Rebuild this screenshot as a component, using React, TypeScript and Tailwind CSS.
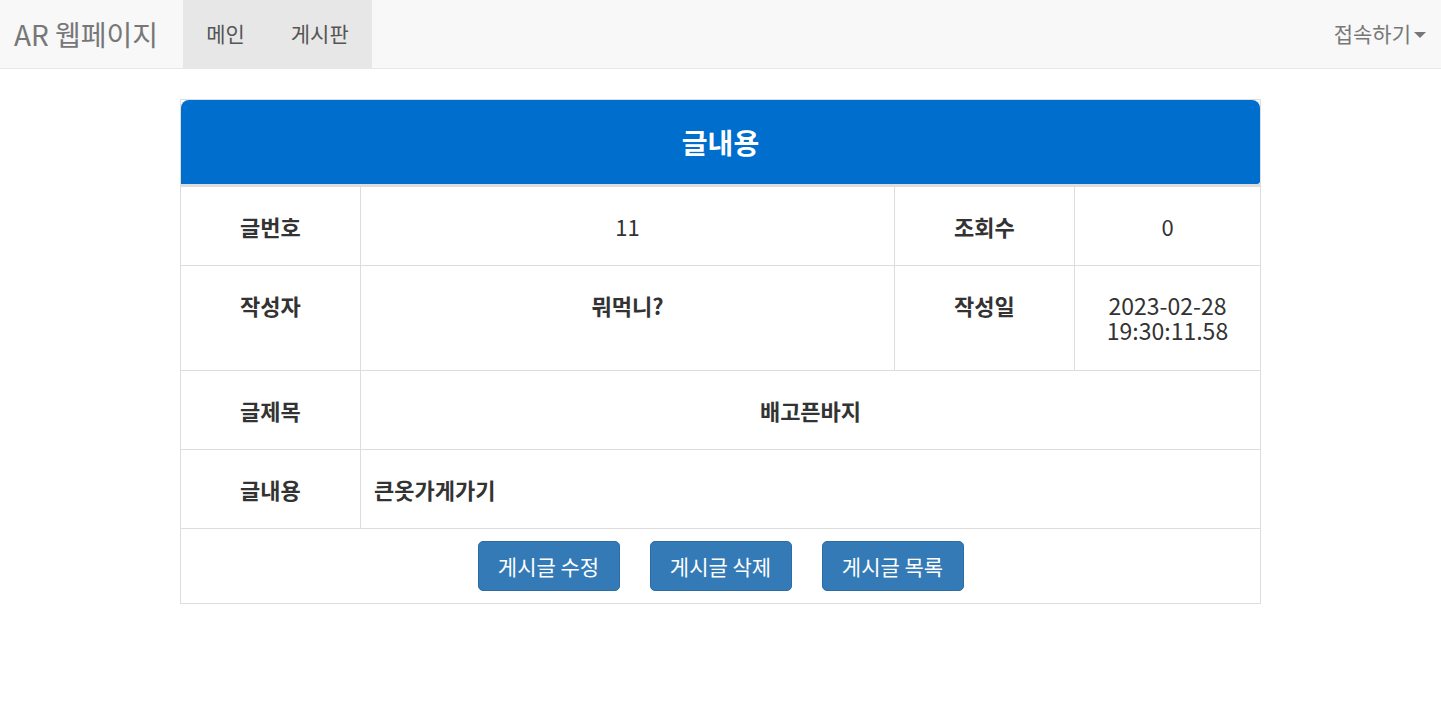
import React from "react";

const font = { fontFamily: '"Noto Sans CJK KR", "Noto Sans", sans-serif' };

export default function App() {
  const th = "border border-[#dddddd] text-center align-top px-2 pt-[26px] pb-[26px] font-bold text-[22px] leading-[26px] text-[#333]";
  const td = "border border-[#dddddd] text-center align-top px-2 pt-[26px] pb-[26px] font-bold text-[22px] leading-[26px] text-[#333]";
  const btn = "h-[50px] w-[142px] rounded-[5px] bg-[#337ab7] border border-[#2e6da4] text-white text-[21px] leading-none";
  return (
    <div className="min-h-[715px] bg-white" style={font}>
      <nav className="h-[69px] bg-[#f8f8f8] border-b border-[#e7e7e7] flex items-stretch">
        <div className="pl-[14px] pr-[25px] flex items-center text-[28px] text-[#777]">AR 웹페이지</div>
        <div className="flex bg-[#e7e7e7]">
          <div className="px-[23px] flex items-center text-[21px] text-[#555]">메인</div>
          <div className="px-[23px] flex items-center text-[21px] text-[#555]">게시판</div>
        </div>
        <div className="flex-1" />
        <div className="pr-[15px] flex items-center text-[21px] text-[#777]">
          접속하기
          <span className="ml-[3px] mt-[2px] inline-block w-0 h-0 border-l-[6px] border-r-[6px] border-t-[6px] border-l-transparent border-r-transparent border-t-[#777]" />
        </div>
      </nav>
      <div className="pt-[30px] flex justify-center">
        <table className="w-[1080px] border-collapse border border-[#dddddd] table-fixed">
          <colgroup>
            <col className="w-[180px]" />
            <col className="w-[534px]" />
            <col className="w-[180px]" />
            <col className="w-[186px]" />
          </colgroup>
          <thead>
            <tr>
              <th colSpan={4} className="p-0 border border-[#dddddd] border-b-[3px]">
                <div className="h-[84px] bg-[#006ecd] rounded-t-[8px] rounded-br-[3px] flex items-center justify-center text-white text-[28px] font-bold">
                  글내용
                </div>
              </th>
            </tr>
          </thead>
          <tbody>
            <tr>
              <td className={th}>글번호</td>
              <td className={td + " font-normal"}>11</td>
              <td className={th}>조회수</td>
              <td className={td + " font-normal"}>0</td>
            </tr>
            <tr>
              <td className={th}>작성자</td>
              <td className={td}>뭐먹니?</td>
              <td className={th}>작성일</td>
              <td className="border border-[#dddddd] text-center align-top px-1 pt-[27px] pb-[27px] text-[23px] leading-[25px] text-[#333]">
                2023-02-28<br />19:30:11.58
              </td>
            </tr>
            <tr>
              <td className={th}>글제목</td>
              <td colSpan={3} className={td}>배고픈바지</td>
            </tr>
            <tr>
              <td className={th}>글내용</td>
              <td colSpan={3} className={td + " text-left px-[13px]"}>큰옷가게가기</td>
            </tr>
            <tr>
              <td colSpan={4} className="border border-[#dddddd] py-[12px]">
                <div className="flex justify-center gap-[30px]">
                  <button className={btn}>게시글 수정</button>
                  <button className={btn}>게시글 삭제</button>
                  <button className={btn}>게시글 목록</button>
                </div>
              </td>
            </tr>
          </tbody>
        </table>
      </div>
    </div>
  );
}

=-=-=

◆ **PROMPT**
Go through the data above and transcribe it in full, omitting any image.

◆ **ANSWER TO THIS TASK**
Rebuild this screenshot as a component, using React, TypeScript and Tailwind CSS.
import React from "react";

const font = { fontFamily: '"Noto Sans CJK KR", "Noto Sans", sans-serif' };

export default function App() {
  const th = "border border-[#dddddd] text-center align-top px-2 pt-[26px] pb-[26px] font-bold text-[22px] leading-[26px] text-[#333]";
  const td = "border border-[#dddddd] text-center align-top px-2 pt-[26px] pb-[26px] font-bold text-[22px] leading-[26px] text-[#333]";
  const btn = "h-[50px] w-[142px] rounded-[5px] bg-[#337ab7] border border-[#2e6da4] text-white text-[21px] leading-none";
  return (
    <div className="min-h-[715px] bg-white" style={font}>
      <nav className="h-[69px] bg-[#f8f8f8] border-b border-[#e7e7e7] flex items-stretch">
        <div className="pl-[14px] pr-[25px] flex items-center text-[28px] text-[#777]">AR 웹페이지</div>
        <div className="flex bg-[#e7e7e7]">
          <div className="px-[23px] flex items-center text-[21px] text-[#555]">메인</div>
          <div className="px-[23px] flex items-center text-[21px] text-[#555]">게시판</div>
        </div>
        <div className="flex-1" />
        <div className="pr-[15px] flex items-center text-[21px] text-[#777]">
          접속하기
          <span className="ml-[3px] mt-[2px] inline-block w-0 h-0 border-l-[6px] border-r-[6px] border-t-[6px] border-l-transparent border-r-transparent border-t-[#777]" />
        </div>
      </nav>
      <div className="pt-[30px] flex justify-center">
        <table className="w-[1080px] border-collapse border border-[#dddddd] table-fixed">
          <colgroup>
            <col className="w-[180px]" />
            <col className="w-[534px]" />
            <col className="w-[180px]" />
            <col className="w-[186px]" />
          </colgroup>
          <thead>
            <tr>
              <th colSpan={4} className="p-0 border border-[#dddddd] border-b-[3px]">
                <div className="h-[84px] bg-[#006ecd] rounded-t-[8px] rounded-br-[3px] flex items-center justify-center text-white text-[28px] font-bold">
                  글내용
                </div>
              </th>
            </tr>
          </thead>
          <tbody>
            <tr>
              <td className={th}>글번호</td>
              <td className={td + " font-normal"}>11</td>
              <td className={th}>조회수</td>
              <td className={td + " font-normal"}>0</td>
            </tr>
            <tr>
              <td className={th}>작성자</td>
              <td className={td}>뭐먹니?</td>
              <td className={th}>작성일</td>
              <td className="border border-[#dddddd] text-center align-top px-1 pt-[27px] pb-[27px] text-[23px] leading-[25px] text-[#333]">
                2023-02-28<br />19:30:11.58
              </td>
            </tr>
            <tr>
              <td className={th}>글제목</td>
              <td colSpan={3} className={td}>배고픈바지</td>
            </tr>
            <tr>
              <td className={th}>글내용</td>
              <td colSpan={3} className={td + " text-left px-[13px]"}>큰옷가게가기</td>
            </tr>
            <tr>
              <td colSpan={4} className="border border-[#dddddd] py-[12px]">
                <div className="flex justify-center gap-[30px]">
                  <button className={btn}>게시글 수정</button>
                  <button className={btn}>게시글 삭제</button>
                  <button className={btn}>게시글 목록</button>
                </div>
              </td>
            </tr>
          </tbody>
        </table>
      </div>
    </div>
  );
}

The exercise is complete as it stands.